**Work to be completed**
Copy out each line containing "index" from the entries below.

**Provided information**
.....
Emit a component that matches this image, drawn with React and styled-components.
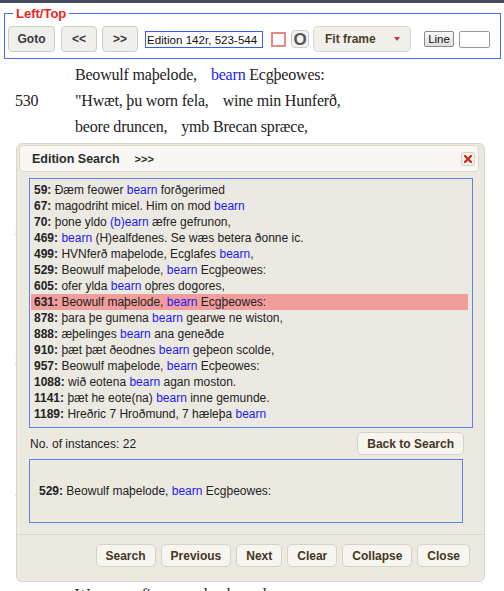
.....
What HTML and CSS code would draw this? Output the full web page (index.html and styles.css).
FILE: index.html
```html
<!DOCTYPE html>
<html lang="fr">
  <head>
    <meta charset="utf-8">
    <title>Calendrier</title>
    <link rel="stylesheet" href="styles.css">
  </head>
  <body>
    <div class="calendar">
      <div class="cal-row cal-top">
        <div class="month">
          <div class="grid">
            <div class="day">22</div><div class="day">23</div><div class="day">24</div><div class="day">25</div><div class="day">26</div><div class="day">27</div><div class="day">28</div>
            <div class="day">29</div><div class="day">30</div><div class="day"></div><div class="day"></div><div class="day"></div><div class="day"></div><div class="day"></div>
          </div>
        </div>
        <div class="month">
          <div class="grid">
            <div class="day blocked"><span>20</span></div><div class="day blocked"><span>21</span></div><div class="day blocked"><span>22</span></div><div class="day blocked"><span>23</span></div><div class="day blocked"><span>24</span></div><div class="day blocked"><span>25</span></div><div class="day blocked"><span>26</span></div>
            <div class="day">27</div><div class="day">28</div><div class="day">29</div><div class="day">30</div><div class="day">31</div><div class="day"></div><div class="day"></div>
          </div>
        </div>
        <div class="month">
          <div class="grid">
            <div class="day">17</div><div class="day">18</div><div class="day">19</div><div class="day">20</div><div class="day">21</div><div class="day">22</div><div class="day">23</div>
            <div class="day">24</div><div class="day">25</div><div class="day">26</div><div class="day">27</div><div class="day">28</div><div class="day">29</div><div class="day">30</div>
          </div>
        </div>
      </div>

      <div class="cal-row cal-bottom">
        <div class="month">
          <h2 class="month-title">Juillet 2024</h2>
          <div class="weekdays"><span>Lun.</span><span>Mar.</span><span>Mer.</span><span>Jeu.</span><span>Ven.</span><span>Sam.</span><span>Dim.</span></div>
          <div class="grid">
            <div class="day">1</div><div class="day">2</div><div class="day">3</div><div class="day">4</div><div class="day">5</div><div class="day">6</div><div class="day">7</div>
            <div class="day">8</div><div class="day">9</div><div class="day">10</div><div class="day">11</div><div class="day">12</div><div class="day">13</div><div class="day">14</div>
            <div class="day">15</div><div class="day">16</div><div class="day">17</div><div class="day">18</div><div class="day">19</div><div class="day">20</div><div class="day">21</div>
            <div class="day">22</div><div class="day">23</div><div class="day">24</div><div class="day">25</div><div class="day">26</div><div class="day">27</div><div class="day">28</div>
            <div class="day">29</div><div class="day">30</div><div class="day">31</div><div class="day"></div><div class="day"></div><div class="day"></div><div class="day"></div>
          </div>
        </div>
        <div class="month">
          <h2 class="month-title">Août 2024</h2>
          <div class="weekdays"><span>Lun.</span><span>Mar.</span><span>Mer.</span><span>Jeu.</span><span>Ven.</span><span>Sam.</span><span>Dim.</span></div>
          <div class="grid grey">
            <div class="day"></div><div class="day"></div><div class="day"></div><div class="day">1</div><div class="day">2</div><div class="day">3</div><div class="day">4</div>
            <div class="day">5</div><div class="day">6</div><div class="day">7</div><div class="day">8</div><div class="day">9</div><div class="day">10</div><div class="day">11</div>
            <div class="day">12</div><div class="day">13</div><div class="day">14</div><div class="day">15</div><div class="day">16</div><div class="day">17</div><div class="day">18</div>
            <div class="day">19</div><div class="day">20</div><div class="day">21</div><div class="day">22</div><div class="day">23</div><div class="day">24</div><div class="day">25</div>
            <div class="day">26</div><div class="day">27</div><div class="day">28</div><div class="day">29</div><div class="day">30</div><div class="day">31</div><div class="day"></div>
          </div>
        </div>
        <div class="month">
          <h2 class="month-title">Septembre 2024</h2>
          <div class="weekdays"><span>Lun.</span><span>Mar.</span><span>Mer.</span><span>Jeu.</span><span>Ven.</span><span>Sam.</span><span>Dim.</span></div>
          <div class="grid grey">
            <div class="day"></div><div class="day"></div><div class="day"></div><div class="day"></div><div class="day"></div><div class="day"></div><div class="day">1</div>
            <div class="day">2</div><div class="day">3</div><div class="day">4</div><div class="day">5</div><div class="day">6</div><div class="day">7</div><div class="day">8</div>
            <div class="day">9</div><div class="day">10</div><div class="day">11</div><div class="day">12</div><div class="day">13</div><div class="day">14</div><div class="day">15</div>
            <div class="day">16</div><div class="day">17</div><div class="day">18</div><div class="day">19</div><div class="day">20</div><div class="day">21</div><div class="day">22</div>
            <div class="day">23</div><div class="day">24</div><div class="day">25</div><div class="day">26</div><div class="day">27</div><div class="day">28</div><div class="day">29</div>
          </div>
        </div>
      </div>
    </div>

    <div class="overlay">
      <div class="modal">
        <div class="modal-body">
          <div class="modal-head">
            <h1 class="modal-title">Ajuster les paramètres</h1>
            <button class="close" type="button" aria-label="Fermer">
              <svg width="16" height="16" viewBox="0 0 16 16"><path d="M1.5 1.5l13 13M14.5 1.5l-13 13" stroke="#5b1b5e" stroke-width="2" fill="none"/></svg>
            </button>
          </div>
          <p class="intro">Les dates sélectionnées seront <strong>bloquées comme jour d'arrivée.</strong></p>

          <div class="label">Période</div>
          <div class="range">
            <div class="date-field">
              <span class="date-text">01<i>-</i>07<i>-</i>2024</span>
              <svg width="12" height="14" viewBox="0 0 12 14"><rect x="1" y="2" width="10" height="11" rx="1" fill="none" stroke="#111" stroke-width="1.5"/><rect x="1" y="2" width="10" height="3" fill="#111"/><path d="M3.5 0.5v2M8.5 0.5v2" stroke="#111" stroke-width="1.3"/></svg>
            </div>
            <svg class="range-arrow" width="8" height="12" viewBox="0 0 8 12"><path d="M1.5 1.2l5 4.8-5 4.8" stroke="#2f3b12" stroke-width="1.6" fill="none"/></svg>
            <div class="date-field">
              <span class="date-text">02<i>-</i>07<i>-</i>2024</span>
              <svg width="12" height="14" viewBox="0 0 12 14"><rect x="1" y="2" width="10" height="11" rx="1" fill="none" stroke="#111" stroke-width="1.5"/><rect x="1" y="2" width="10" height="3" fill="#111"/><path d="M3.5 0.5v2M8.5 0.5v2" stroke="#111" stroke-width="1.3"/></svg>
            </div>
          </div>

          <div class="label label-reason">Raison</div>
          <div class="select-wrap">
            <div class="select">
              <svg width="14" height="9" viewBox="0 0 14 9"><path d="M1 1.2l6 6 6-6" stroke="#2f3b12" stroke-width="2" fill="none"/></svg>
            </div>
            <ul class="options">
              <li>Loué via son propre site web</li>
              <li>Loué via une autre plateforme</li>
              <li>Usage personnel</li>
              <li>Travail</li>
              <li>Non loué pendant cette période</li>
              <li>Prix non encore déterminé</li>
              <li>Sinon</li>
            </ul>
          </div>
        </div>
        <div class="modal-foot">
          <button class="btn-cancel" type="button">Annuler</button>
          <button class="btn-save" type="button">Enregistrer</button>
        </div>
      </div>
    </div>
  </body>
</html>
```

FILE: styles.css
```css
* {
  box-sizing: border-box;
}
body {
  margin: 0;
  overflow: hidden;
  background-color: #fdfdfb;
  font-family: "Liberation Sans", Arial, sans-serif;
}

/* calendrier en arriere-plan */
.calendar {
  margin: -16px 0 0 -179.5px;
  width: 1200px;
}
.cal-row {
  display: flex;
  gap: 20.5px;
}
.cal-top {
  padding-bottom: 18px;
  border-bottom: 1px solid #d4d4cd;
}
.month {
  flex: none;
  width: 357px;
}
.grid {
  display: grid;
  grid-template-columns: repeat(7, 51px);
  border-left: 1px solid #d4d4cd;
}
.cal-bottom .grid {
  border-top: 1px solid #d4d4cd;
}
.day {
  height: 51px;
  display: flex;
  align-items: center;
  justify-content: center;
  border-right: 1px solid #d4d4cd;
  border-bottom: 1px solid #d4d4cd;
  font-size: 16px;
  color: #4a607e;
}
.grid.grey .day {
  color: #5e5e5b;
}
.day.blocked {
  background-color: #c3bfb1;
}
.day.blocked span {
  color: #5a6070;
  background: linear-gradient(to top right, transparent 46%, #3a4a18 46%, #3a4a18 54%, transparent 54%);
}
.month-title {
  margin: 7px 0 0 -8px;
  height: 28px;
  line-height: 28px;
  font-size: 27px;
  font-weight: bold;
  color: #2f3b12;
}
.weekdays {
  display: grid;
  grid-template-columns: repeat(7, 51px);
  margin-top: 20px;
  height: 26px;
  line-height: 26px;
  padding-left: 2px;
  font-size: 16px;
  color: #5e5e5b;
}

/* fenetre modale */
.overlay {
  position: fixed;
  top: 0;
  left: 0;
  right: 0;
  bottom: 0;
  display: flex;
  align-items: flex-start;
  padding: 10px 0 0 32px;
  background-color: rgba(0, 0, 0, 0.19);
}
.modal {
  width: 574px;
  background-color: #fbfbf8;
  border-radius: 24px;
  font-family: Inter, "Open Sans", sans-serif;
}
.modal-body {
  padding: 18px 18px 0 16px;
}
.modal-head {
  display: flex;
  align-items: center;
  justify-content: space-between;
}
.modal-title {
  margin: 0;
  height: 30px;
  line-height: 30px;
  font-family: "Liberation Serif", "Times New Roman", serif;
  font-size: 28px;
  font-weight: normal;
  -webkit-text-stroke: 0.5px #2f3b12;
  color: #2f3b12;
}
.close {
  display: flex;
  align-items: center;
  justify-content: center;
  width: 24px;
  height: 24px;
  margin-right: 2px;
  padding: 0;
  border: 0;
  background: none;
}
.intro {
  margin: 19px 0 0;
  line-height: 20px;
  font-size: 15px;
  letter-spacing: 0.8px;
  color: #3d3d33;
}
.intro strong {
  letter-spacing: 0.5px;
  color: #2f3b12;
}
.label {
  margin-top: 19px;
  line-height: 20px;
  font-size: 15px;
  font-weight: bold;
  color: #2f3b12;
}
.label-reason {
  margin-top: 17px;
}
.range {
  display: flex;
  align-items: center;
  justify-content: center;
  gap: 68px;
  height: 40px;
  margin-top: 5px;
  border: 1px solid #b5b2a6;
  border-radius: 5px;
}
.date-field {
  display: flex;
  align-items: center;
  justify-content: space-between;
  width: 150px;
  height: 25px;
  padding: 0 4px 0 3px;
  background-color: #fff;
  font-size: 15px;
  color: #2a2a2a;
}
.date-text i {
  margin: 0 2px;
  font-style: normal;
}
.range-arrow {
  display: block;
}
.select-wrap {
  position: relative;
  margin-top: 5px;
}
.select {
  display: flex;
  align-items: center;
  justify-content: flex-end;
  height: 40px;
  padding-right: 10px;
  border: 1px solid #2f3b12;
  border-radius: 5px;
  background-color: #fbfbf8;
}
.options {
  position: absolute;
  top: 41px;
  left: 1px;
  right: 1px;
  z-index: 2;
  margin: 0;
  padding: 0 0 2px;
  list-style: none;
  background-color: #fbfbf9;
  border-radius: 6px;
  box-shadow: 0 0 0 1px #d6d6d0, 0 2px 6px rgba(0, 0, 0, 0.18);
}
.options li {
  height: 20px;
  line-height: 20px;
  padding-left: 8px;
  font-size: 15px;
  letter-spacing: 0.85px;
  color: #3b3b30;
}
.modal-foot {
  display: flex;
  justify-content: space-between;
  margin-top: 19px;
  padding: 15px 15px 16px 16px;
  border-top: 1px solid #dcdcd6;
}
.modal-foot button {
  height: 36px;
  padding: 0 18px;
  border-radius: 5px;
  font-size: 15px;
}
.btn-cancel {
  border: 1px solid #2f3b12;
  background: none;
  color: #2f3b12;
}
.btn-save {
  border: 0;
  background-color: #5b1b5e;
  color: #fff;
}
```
.....
**Answer to this problem**
What HTML and CSS code would draw this? Output the full web page (index.html and styles.css).
FILE: index.html
  z-index: 2;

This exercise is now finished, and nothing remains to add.